FDA warns GSK’s HIV drug may increase risk of heart attack
ROCKVILLE, Md. The Food and Drug Administration and GlaxoSmithKline have warned healthcare professionals of the risk of heart attack and buildup of cholesterol in patients taking a drug used to treat HIV.
The FDA released an alert Thursday announcing that it had modified the prescription information for the drug Lexiva (fosamprenavir calcium) to note that some patients taking the drug have experienced increases in cholesterol, a condition known as dyslipidemia, and recommend that patients undergo cholesterol and triglyceride testing before and during therapy with the drug.
In other news, the agency warned of possible birth defects among babies born to women who take the epilepsy drug valproate sodium and related drugs during pregnancy, including defects of the head and face and circulatory systems. Valproate sodium and related drugs are mostly available as generics, and Abbott Labs markets them under brand names such as Depacon (valproate sodium injection) and Depakote (divalproex sodium tablets).

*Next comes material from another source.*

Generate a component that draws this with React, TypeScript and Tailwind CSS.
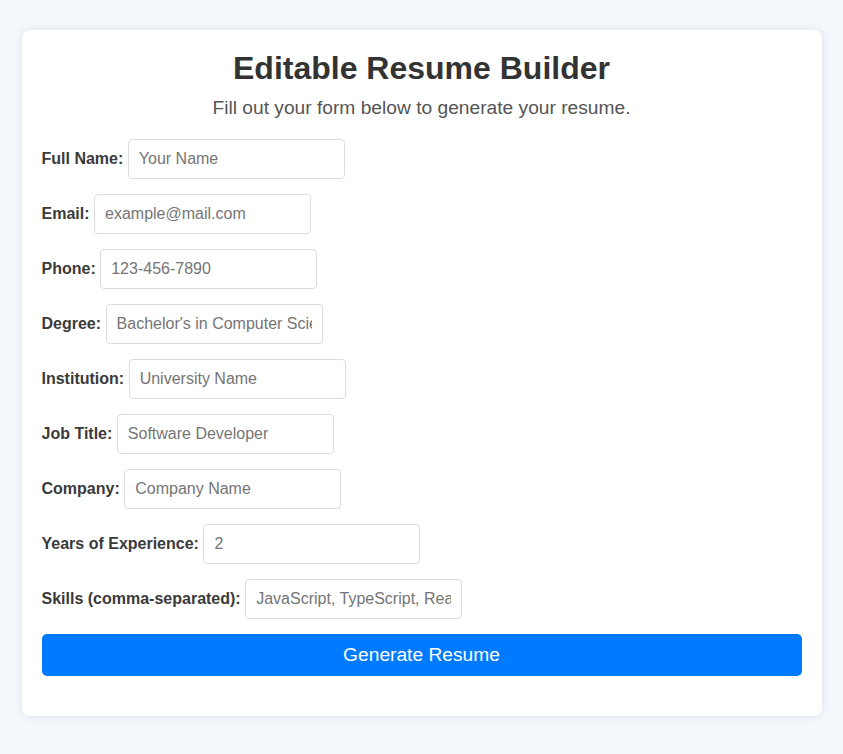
import React from "react";

const fields: { label: string; placeholder: string; type?: string }[] = [
  { label: "Full Name:", placeholder: "Your Name" },
  { label: "Email:", placeholder: "example@mail.com", type: "email" },
  { label: "Phone:", placeholder: "123-456-7890" },
  { label: "Degree:", placeholder: "Bachelor's in Computer Science" },
  { label: "Institution:", placeholder: "University Name" },
  { label: "Job Title:", placeholder: "Software Developer" },
  { label: "Company:", placeholder: "Company Name" },
  { label: "Years of Experience:", placeholder: "2", type: "number" },
  { label: "Skills (comma-separated):", placeholder: "JavaScript, TypeScript, React" },
];

export default function App() {
  return (
    <div className="min-h-[754px] bg-[#f4f7fb] pt-[30px] pb-[38px] font-['Liberation_Sans',Arial,sans-serif]">
      <div className="mx-auto w-[800px] rounded-[8px] bg-white px-[20px] pt-[20px] pb-[40px] shadow-[0_0_10px_rgba(0,0,0,0.1)]">
        <h1 className="m-0 text-center text-[32px] font-bold leading-[37px] text-[#333]">
          Editable Resume Builder
        </h1>
        <p className="mt-[10px] mb-[20px] text-center text-[19.2px] leading-[22px] text-[#555]">
          Fill out your form below to generate your resume.
        </p>
        <form onSubmit={(e) => e.preventDefault()}>
          {fields.map((f) => (
            <div key={f.label} className="mb-[15px] flex items-center">
              <label className="mr-[4.5px] text-[16px] font-bold text-[#3a3a3a]">{f.label}</label>
              <input
                type={f.type === "number" ? "text" : f.type ?? "text"}
                placeholder={f.placeholder}
                className="h-[40px] w-[217px] rounded-[4px] border border-[#ddd] bg-white px-[10px] text-[16px] text-[#333] outline-none placeholder:text-[#757575]"
              />
            </div>
          ))}
          <button
            type="submit"
            className="h-[42px] w-full rounded-[5px] bg-[#007bff] text-[19.2px] text-white"
          >
            Generate Resume
          </button>
        </form>
      </div>
    </div>
  );
}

Sandoz introduces hypertension generic
PRINCETON, N.J. The generics arm of Swiss drug maker Novartis has introduced a version of a hypertension drug.
Sandoz announced the introduction of the injected drug nicardipine, a generic version of EKR Therapeutics’ Cardene, in 2.5 mg vials. The drug is designed for the short-term management of hypertension when treatment with orally administered drugs is not feasible.
Cardene had sales of $200 million during the 12-month period ended in September, according to IMS Health.
Study finds life expectancy for young adults diminished by obesity
NEW YORK Though the number of Americans who smoke has decreased dramatically in recent years, increases in obesity threaten to erase potential gains in the average life expectancy of young adults, according to a new study.
A team of researchers, led by Susan Stewart of the nonprofit National Bureau of Economic Research, published the study Thursday in The New England Journal of Medicine, forecasting the life expectancy of the average 18-year-old between 2005 and 2020 by comparing data on smoking and obesity.
The researchers used National Health Interview Survey data on smoking from two-year intervals between 1978 and 2006, as well as past trends in body-mass index based on data from the National Health and Nutrition Examination Survey in four- to six-year intervals between 1971 and 2006. They also factored in the 2003 Medical Expenditure Panel Survey to examine the effects of smoking and body-mass index on health-related quality of life.
While declining rates of smoking would increase the average life expectancy of 18-year-olds, increasing rates of obesity would push it back down by eight to 11 months, the researchers found. By contrast, if all adults in the United States became nonsmokers of normal weight, life expectancies would increase by up to five years.
“If past obesity trends continue unchecked, the negative effects on the health of the U.S. population will increasingly outweigh the positive effects gained from declining smoking rates,” the authors wrote. “Failure to address continued increases in obesity could result in an erosion of the pattern of steady gains in health observed since early in the 20th century.”